What that “real knowledge,” that “power of discrimination” gives us is told in the last line, yena mam upayanti te. All translators agree that it means “by which they can come to Me.” Narayana Maharaja glosses upayanti as “approach,” which gives a slightly expanded meaning when compared to Srila Prabhupada and Tripurari Swami’s choice of “they come.” Garuda dasa expands it also, using “come close.” It seems that upayanti implies not only the destination (Krishna), but the journey (devotion) as well.
Visvanatha Cakravarti Thakura explains in his commentary (as translated by Narayana Maharaja) that buddhi-yoga cannot be achieved by individual effort. “It is bestowed by Me alone and only such loving bhaktas (devotes, lovers of God) are qualified to receive it.”
This verse is stated by Krishnadasa Kaviraja in his Caitanya-caritamrta (a biography of the life of Caitanya Mahaprabhu). Srila Prabhupada’s purport to this verse (Adi-lila 1.49) sums everything up very well.
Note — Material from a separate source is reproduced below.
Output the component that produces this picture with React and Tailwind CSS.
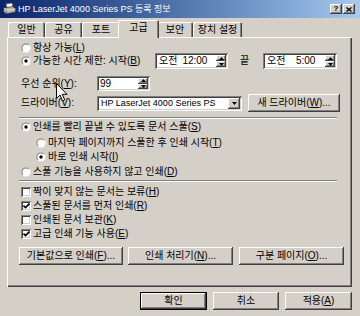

The Lord declares that by enlightenment in theistic knowledge He awards attachment for Him to those who constantly engage in His transcendental loving service. This awakening of divine consciousness enthralls a devotee, who thus relishes his eternal transcendental mellow. Such an awakening is awarded only to those convinced by devotional service about the transcendental nature of the Personality of Godhead. They know that the Supreme Truth, the all-spiritual and all-powerful person, is one without a second and has fully transcendental senses. He is the fountainhead of all emanations. Such pure devotees, always merged in knowledge of Krishna and absorbed in Krishna consciousness, exchange thoughts and realizations as great scientists exchange their views and discuss the results of their research in scientific academies. Such exchanges of thoughts in regard to Krishna give pleasure to the Lord, who therefore favors such devotees with all enlightenment.